> Task objective
Extract the whole listing as it stands. Do not include the pictures.

> Data segment

*-*-*

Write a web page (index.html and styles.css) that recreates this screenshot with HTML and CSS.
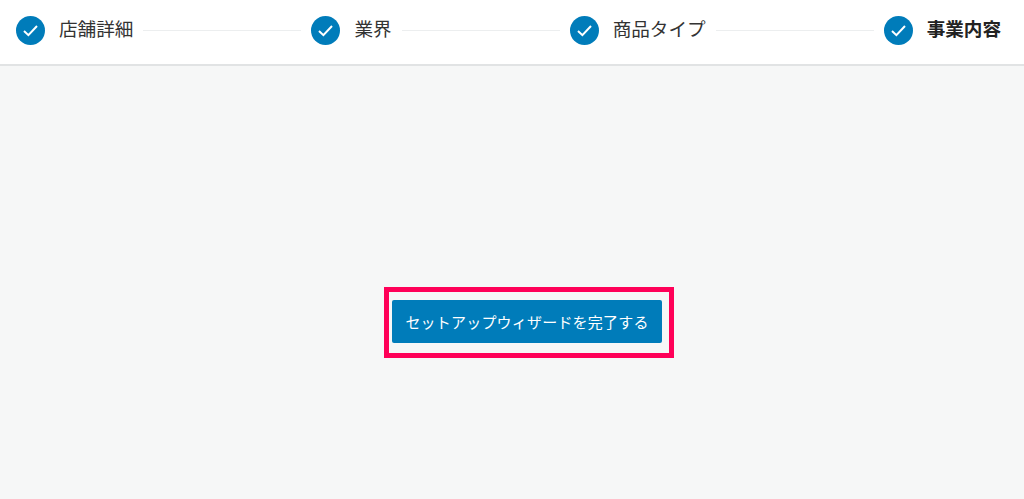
FILE: index.html
```html
<!DOCTYPE html>
<html lang="ja">
<head>
<meta charset="utf-8">
<title>セットアップウィザード</title>
<link rel="stylesheet" href="styles.css">
</head>
<body>
<header class="stepper">
  <div class="step">
    <svg class="check" viewBox="0 0 29 29"><circle cx="14.5" cy="14.5" r="14.5" fill="#007cba"/><path d="M8 15l4.4 4.2L21 10" fill="none" stroke="#fff" stroke-width="2"/></svg>
    <span class="label">店舗詳細</span>
  </div>
  <div class="line"></div>
  <div class="step">
    <svg class="check" viewBox="0 0 29 29"><circle cx="14.5" cy="14.5" r="14.5" fill="#007cba"/><path d="M8 15l4.4 4.2L21 10" fill="none" stroke="#fff" stroke-width="2"/></svg>
    <span class="label">業界</span>
  </div>
  <div class="line"></div>
  <div class="step">
    <svg class="check" viewBox="0 0 29 29"><circle cx="14.5" cy="14.5" r="14.5" fill="#007cba"/><path d="M8 15l4.4 4.2L21 10" fill="none" stroke="#fff" stroke-width="2"/></svg>
    <span class="label">商品タイプ</span>
  </div>
  <div class="line"></div>
  <div class="step">
    <svg class="check" viewBox="0 0 29 29"><circle cx="14.5" cy="14.5" r="14.5" fill="#007cba"/><path d="M8 15l4.4 4.2L21 10" fill="none" stroke="#fff" stroke-width="2"/></svg>
    <span class="label label-current">事業内容</span>
  </div>
</header>
<main class="content">
  <div class="highlight">
    <button class="finish" type="button">セットアップウィザードを完了する</button>
  </div>
</main>
</body>
</html>
```
FILE: styles.css
```css
* { box-sizing: border-box; }
html, body { height: 100%; }
body {
  margin: 0;
  display: flex;
  flex-direction: column;
  background: #f6f7f7;
  font-family: "Liberation Sans", "Noto Sans CJK JP", sans-serif;
  overflow: hidden;
}
.stepper {
  height: 66px;
  flex: none;
  display: flex;
  align-items: center;
  gap: 10px;
  padding: 0 23px 4px 16px;
  background: #fff;
  border-bottom: 2px solid #e1e3e4;
}
.step {
  display: flex;
  align-items: center;
  gap: 14px;
  flex: none;
}
.check { width: 29px; height: 29px; display: block; flex: none; }
.label {
  font-size: 18.6px;
  line-height: 28px;
  color: #333;
  white-space: nowrap;
}
.label-current { font-weight: 700; color: #222; }
.line {
  flex: 1;
  height: 1px;
  background: #eceeef;
}
.content {
  flex: 1;
  padding: 221px 0 0 384px;
}
.highlight {
  width: 290px;
  height: 71px;
  padding: 8px 0 0 3px;
  border: 5px solid #ff0058;
}
.finish {
  display: block;
  width: 270px;
  height: 43px;
  padding: 0;
  border: 0;
  border-radius: 2px;
  background: #007cba;
  color: #fff;
  font-family: inherit;
  font-size: 15px;
  letter-spacing: 0.2px;
}
```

*-*-*

> Exercise solution
Write a web page (index.html and styles.css) that recreates this screenshot with HTML and CSS.
FILE: index.html
```html
<!DOCTYPE html>
<html lang="ja">
<head>
<meta charset="utf-8">
<title>セットアップウィザード</title>
<link rel="stylesheet" href="styles.css">
</head>
<body>
<header class="stepper">
  <div class="step">
    <svg class="check" viewBox="0 0 29 29"><circle cx="14.5" cy="14.5" r="14.5" fill="#007cba"/><path d="M8 15l4.4 4.2L21 10" fill="none" stroke="#fff" stroke-width="2"/></svg>
    <span class="label">店舗詳細</span>
  </div>
  <div class="line"></div>
  <div class="step">
    <svg class="check" viewBox="0 0 29 29"><circle cx="14.5" cy="14.5" r="14.5" fill="#007cba"/><path d="M8 15l4.4 4.2L21 10" fill="none" stroke="#fff" stroke-width="2"/></svg>
    <span class="label">業界</span>
  </div>
  <div class="line"></div>
  <div class="step">
    <svg class="check" viewBox="0 0 29 29"><circle cx="14.5" cy="14.5" r="14.5" fill="#007cba"/><path d="M8 15l4.4 4.2L21 10" fill="none" stroke="#fff" stroke-width="2"/></svg>
    <span class="label">商品タイプ</span>
  </div>
  <div class="line"></div>
  <div class="step">
    <svg class="check" viewBox="0 0 29 29"><circle cx="14.5" cy="14.5" r="14.5" fill="#007cba"/><path d="M8 15l4.4 4.2L21 10" fill="none" stroke="#fff" stroke-width="2"/></svg>
    <span class="label label-current">事業内容</span>
  </div>
</header>
<main class="content">
  <div class="highlight">
    <button class="finish" type="button">セットアップウィザードを完了する</button>
  </div>
</main>
</body>
</html>
```
FILE: styles.css
```css
* { box-sizing: border-box; }
html, body { height: 100%; }
body {
  margin: 0;
  display: flex;
  flex-direction: column;
  background: #f6f7f7;
  font-family: "Liberation Sans", "Noto Sans CJK JP", sans-serif;
  overflow: hidden;
}
.stepper {
  height: 66px;
  flex: none;
  display: flex;
  align-items: center;
  gap: 10px;
  padding: 0 23px 4px 16px;
  background: #fff;
  border-bottom: 2px solid #e1e3e4;
}
.step {
  display: flex;
  align-items: center;
  gap: 14px;
  flex: none;
}
.check { width: 29px; height: 29px; display: block; flex: none; }
.label {
  font-size: 18.6px;
  line-height: 28px;
  color: #333;
  white-space: nowrap;
}
.label-current { font-weight: 700; color: #222; }
.line {
  flex: 1;
  height: 1px;
  background: #eceeef;
}
.content {
  flex: 1;
  padding: 221px 0 0 384px;
}
.highlight {
  width: 290px;
  height: 71px;
  padding: 8px 0 0 3px;
  border: 5px solid #ff0058;
}
.finish {
  display: block;
  width: 270px;
  height: 43px;
  padding: 0;
  border: 0;
  border-radius: 2px;
  background: #007cba;
  color: #fff;
  font-family: inherit;
  font-size: 15px;
  letter-spacing: 0.2px;
}
```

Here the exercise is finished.